On
- First edition
- Author: Adam Roberts
- Language: English
- Genre: Science fiction
- Publisher: Gollancz
- Publication date: 2001
- Publication place: United Kingdom
- Media type: Print
- Pages: 400
- ISBN: 0-575-07176-1
- OCLC: 46332470
- Dewey Decimal: 823.92 21
- LC Class: PR6118.O23 O5 2001

= On (novel) =

2001 novel by Adam Roberts

On is a science fiction novel by British writer Adam Roberts, his second long work of fiction.

==Plot summary==
The story follows the life of an adolescent named Tighe (pronounced, roughly, Tig-Hee). Tighe's village is built on the ledges and crags of an enormous cliff-face, called the Wall or the World-wall. Every morning, the sun rises from the bottom of the wall, and every evening it sets at the top. The first part of the novel introduces Tighe and the hardness of life in his village, the abuse Tighe receives from his family members, and the unusual (to us) state of his world. Partway through this part of the book, Tighe's parents mysteriously disappear, and his grandfather takes care of him. Tighe concludes that his parents must have fallen off the wall. Eventually Tighe himself falls off, falls over 10 miles, and lands in the midst of an army preparing for war. He survives.

While recovering from his injuries, he learns the local language, and that the army will soon attack the Otre, a nearby civilisation. Tighe is drafted into the army, but the campaign goes badly, and Tighe's entire platoon is lost. Tighe himself is captured by the Otre and sold as a slave. During the battle, he sees a silvery flying object that he takes as an enemy balloon, and that calls his name. However, he is forced to run from Otre troops before he can react.

The slave trader who buys Tighe takes him on a long journey across the wall, intending to sell him in a large city. Before arriving at the city, they again encounter the silvery flying object. The pilot is a man who speaks Tighe's native language, and looks very like his grandfather. He kills the slave trader and takes Tighe on board his craft. Tighe's mother is on board, but in a nonresponsive mental state.

The pilot, who Tighe calls Wizard, is in control of technology that is highly advanced by our standard, almost incomprehensibly so for Tighe. He tries to explain that gravity once pointed towards the centre of the Earth, but catastrophically changed due to mankind's over-dependence on Zero Point Energy as an energy source. He explains that he had implanted machinery in Tighe's and his mother's brain when they were young, but he avoids Tighe's questions about his identity, or where Tighe's father is. Tighe grows to mistrust the Wizard, and after his mother dies, he shoots the Wizard in the eye with a firearm. This only blinds and irritates the Wizard, but it gives Tighe the opportunity to escape from the Wizard's craft. The environment outside the craft is inhospitable, but Tighe is rescued by others with similar technology to the Wizard's. They question him, and release him.
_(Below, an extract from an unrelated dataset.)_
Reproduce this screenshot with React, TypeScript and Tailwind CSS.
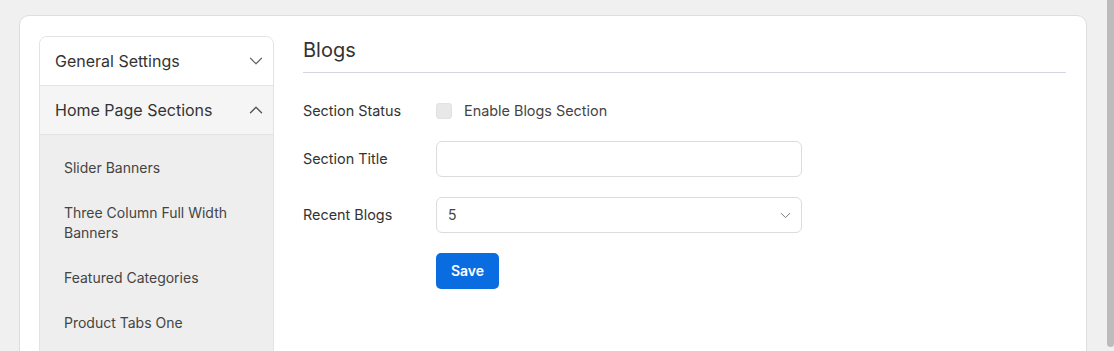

The last two chapters describe how Tighe makes his way slowly back in the direction of his village. The story ends with Tighe rounding a corner on a shelf, and suddenly re-encountering the Wizard, whose plans for Tighe have apparently not changed. According to the author's website, this ending received some criticism, but seemed to the author to be the only possible way the story could end.